* Task directions *
Return all of the data exactly, with nothing left out but the pictures.
-- -- --
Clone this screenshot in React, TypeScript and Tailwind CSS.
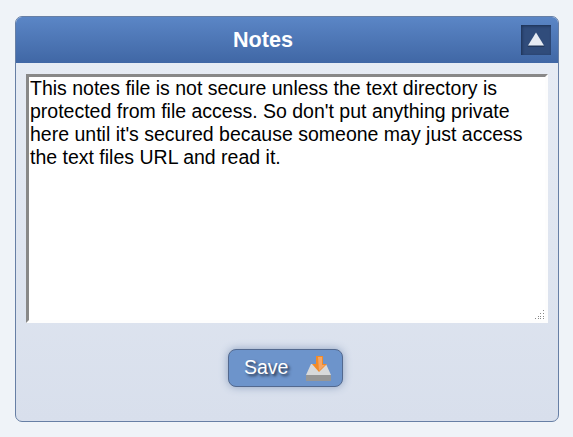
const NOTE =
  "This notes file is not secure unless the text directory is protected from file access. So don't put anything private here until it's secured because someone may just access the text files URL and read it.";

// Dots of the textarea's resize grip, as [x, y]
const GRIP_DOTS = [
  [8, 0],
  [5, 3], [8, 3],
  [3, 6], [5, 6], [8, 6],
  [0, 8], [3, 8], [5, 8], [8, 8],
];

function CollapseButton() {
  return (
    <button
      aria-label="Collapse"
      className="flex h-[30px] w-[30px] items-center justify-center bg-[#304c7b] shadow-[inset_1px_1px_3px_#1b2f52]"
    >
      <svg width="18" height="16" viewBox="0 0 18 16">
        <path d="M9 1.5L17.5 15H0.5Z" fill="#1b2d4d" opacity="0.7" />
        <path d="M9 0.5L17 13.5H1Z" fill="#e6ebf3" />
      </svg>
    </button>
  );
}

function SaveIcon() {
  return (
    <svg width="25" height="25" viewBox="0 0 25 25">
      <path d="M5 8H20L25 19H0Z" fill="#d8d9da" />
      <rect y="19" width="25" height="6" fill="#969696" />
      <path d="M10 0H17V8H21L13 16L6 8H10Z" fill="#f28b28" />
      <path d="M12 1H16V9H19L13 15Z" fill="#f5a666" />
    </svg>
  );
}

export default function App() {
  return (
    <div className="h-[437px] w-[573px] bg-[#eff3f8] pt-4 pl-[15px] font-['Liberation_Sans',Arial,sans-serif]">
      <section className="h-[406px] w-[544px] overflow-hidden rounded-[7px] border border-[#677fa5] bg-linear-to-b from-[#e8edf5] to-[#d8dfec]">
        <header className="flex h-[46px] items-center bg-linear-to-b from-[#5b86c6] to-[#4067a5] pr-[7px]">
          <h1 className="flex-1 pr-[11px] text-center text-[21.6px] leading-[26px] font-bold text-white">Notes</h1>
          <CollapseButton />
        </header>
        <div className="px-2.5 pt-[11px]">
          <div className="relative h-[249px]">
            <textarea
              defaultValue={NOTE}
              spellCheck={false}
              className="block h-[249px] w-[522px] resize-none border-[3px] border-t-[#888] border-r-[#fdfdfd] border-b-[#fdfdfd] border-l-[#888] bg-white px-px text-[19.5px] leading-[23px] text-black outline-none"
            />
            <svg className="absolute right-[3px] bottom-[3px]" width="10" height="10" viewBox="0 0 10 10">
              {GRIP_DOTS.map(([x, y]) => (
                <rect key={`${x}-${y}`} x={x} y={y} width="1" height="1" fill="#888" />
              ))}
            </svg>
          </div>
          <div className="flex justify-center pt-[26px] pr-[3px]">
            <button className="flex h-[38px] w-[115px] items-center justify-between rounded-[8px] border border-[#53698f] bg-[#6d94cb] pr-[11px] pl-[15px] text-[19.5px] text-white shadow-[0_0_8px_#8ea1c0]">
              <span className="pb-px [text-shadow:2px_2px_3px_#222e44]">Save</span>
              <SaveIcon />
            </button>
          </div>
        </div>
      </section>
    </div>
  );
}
-- -- --
* Response *
Clone this screenshot in React, TypeScript and Tailwind CSS.
const NOTE =
  "This notes file is not secure unless the text directory is protected from file access. So don't put anything private here until it's secured because someone may just access the text files URL and read it.";

// Dots of the textarea's resize grip, as [x, y]
const GRIP_DOTS = [
  [8, 0],
  [5, 3], [8, 3],
  [3, 6], [5, 6], [8, 6],
  [0, 8], [3, 8], [5, 8], [8, 8],
];

function CollapseButton() {
  return (
    <button
      aria-label="Collapse"
      className="flex h-[30px] w-[30px] items-center justify-center bg-[#304c7b] shadow-[inset_1px_1px_3px_#1b2f52]"
    >
      <svg width="18" height="16" viewBox="0 0 18 16">
        <path d="M9 1.5L17.5 15H0.5Z" fill="#1b2d4d" opacity="0.7" />
        <path d="M9 0.5L17 13.5H1Z" fill="#e6ebf3" />
      </svg>
    </button>
  );
}

function SaveIcon() {
  return (
    <svg width="25" height="25" viewBox="0 0 25 25">
      <path d="M5 8H20L25 19H0Z" fill="#d8d9da" />
      <rect y="19" width="25" height="6" fill="#969696" />
      <path d="M10 0H17V8H21L13 16L6 8H10Z" fill="#f28b28" />
      <path d="M12 1H16V9H19L13 15Z" fill="#f5a666" />
    </svg>
  );
}

export default function App() {
  return (
    <div className="h-[437px] w-[573px] bg-[#eff3f8] pt-4 pl-[15px] font-['Liberation_Sans',Arial,sans-serif]">
      <section className="h-[406px] w-[544px] overflow-hidden rounded-[7px] border border-[#677fa5] bg-linear-to-b from-[#e8edf5] to-[#d8dfec]">
        <header className="flex h-[46px] items-center bg-linear-to-b from-[#5b86c6] to-[#4067a5] pr-[7px]">
          <h1 className="flex-1 pr-[11px] text-center text-[21.6px] leading-[26px] font-bold text-white">Notes</h1>
          <CollapseButton />
        </header>
        <div className="px-2.5 pt-[11px]">
          <div className="relative h-[249px]">
            <textarea
              defaultValue={NOTE}
              spellCheck={false}
              className="block h-[249px] w-[522px] resize-none border-[3px] border-t-[#888] border-r-[#fdfdfd] border-b-[#fdfdfd] border-l-[#888] bg-white px-px text-[19.5px] leading-[23px] text-black outline-none"
            />
            <svg className="absolute right-[3px] bottom-[3px]" width="10" height="10" viewBox="0 0 10 10">
              {GRIP_DOTS.map(([x, y]) => (
                <rect key={`${x}-${y}`} x={x} y={y} width="1" height="1" fill="#888" />
              ))}
            </svg>
          </div>
          <div className="flex justify-center pt-[26px] pr-[3px]">
            <button className="flex h-[38px] w-[115px] items-center justify-between rounded-[8px] border border-[#53698f] bg-[#6d94cb] pr-[11px] pl-[15px] text-[19.5px] text-white shadow-[0_0_8px_#8ea1c0]">
              <span className="pb-px [text-shadow:2px_2px_3px_#222e44]">Save</span>
              <SaveIcon />
            </button>
          </div>
        </div>
      </section>
    </div>
  );
}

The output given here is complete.